Mais de um ano depois da morte de Federico Fellini (1920-93), vem à luz o roteiro daquela que seria, segundo a própria expressão do cineasta, sua "obra-testamento". A editora italiana Bompiani lançou na semana passada o script do filme jamais realizado "Il Viaggio di G. Mastorna".
Escrito por Fellini em colaboração com o escritor Dino Buzzati entre 1965 e 1966, "Il Viaggio di G. Mastorna" deveria ser o filme que o diretor faria logo após "Julieta dos Espíritos" (1965).
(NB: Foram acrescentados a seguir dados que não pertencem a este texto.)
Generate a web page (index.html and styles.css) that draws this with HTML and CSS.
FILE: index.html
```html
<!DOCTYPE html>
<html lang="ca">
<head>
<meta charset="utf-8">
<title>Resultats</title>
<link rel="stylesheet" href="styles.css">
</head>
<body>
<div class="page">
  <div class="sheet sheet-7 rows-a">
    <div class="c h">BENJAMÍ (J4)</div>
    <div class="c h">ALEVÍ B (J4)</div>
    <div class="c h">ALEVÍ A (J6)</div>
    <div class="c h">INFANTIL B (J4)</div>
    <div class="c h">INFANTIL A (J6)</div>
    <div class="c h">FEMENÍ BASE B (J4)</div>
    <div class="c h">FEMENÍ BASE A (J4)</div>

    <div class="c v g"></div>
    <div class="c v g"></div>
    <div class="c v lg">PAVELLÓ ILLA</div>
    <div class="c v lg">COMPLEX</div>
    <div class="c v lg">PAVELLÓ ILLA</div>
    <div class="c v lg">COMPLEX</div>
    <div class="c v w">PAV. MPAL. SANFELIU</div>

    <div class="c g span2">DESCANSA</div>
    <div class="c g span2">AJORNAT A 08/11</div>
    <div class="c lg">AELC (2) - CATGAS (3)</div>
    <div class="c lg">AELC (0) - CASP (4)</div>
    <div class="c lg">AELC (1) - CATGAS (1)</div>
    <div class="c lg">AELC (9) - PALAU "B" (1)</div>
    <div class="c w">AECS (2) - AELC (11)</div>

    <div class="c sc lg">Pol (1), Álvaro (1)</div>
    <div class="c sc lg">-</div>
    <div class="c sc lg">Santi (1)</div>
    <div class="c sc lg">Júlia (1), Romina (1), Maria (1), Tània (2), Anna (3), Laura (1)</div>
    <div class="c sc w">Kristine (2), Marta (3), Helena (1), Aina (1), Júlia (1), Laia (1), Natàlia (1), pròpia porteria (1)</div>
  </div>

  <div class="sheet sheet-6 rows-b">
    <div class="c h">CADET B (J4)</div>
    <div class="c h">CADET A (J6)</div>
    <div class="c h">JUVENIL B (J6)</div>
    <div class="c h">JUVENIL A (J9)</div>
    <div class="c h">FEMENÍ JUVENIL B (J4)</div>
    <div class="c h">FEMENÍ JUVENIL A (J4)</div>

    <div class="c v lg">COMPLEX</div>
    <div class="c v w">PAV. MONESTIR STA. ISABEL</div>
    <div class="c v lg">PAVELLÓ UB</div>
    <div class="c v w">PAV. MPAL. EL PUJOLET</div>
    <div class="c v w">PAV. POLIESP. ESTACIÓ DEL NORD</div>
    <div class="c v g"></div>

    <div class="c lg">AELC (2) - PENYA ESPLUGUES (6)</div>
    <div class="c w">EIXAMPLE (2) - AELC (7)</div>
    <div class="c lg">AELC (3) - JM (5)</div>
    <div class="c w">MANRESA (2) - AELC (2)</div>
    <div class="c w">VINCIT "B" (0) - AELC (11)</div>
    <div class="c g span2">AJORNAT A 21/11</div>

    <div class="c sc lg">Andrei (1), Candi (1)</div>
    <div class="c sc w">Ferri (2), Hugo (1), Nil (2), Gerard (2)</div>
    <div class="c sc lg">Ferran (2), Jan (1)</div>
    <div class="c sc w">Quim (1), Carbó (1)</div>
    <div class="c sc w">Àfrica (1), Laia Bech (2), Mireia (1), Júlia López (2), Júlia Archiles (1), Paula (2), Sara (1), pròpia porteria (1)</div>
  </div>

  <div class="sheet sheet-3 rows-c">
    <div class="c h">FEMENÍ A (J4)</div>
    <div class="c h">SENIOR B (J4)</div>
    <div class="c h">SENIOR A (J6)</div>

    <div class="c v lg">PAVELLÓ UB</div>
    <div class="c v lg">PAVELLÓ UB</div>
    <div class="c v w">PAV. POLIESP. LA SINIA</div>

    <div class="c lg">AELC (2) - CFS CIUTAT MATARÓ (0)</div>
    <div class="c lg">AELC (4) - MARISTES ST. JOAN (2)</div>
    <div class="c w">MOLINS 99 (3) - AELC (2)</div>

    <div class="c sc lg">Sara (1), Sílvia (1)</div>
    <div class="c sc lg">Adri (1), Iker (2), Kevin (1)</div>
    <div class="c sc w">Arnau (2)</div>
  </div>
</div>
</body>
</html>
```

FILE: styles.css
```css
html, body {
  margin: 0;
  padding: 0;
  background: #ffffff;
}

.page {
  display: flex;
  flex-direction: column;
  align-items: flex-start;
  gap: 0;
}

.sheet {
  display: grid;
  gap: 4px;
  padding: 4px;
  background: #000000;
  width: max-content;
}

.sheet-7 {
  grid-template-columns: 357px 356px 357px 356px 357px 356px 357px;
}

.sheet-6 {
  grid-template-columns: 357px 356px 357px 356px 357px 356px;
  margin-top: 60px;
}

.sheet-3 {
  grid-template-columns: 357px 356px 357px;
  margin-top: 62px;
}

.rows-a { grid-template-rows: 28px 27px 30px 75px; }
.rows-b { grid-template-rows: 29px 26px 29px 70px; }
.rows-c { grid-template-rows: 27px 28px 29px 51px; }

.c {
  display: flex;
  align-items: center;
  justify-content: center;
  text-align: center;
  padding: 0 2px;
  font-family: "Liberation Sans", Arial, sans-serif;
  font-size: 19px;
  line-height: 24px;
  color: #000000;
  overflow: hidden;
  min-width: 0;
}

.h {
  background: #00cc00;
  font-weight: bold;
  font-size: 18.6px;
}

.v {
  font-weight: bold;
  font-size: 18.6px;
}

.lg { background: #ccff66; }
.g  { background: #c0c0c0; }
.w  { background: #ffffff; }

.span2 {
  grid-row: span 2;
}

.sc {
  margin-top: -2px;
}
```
Fellini atravessava então uma profunda crise. O semifracasso de "Julieta" o levara a se afastar do produtor Angelo Rizzoli e de seus colaboradores habituais. Além disso, estava abalado pela morte do analista e amigo Ernst Bernhard.
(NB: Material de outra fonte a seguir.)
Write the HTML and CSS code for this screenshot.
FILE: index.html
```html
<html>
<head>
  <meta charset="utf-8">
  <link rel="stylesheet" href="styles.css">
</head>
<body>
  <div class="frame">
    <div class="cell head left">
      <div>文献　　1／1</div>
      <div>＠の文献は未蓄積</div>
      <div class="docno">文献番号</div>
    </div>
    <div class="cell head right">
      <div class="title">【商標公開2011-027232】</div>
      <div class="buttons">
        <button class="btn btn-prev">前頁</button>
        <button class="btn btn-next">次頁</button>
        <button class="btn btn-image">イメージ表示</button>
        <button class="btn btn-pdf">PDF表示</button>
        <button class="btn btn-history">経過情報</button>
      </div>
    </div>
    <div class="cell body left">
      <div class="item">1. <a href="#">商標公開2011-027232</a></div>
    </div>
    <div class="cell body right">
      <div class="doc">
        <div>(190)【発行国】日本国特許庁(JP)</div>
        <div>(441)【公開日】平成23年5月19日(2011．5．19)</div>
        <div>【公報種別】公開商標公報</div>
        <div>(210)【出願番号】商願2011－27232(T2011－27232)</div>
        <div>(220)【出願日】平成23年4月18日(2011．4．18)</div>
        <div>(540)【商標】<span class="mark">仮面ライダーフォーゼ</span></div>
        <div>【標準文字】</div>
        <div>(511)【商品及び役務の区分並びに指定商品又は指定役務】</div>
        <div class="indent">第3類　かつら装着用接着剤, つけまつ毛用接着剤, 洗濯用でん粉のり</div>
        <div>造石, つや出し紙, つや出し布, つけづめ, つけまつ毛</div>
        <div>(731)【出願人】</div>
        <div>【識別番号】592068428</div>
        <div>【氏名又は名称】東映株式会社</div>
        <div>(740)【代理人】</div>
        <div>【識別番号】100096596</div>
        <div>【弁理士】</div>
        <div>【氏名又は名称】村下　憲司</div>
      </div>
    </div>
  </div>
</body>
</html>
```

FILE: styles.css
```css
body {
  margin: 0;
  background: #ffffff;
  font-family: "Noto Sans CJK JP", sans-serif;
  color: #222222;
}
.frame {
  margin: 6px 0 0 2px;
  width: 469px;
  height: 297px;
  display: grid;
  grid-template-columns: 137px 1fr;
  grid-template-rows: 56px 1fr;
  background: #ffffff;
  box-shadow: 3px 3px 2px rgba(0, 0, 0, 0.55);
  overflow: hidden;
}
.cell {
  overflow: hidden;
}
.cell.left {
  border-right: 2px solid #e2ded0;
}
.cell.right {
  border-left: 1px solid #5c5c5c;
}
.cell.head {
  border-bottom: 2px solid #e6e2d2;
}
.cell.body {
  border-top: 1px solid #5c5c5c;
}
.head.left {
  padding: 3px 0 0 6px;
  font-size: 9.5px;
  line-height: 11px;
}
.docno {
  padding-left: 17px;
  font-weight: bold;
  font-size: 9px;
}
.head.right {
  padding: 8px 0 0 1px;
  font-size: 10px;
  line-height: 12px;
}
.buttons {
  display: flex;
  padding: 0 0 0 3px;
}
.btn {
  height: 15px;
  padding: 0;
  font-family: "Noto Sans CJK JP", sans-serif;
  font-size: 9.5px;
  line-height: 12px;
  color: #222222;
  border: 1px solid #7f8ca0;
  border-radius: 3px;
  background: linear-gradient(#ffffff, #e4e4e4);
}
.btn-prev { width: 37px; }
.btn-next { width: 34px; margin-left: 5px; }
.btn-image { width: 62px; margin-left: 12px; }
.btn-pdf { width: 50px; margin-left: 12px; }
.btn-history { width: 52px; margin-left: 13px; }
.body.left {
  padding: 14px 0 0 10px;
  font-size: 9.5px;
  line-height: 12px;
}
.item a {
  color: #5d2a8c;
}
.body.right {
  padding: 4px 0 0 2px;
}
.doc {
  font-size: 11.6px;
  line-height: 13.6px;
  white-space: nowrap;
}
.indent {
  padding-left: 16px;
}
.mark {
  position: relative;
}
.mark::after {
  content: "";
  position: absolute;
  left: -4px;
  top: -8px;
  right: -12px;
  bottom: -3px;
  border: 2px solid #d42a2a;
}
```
Foi nesse contexto que o produtor Dino De Laurentiis seduziu Fellini a trabalhar com ele. O diretor ofereceu-lhe inicialmente o projeto de um filme de ficção científica inspirado no livro "What Mad Universe", de Frederic Brown.
Quando Fellini mostrou-lhe seu argumento, entretanto, De Laurentiis viu que não sobrava nada do livro original e que se tratava de um filme sobre a morte (leia texto abaixo). Considerou o tema funesto e aziago, e ficou com o pé atrás.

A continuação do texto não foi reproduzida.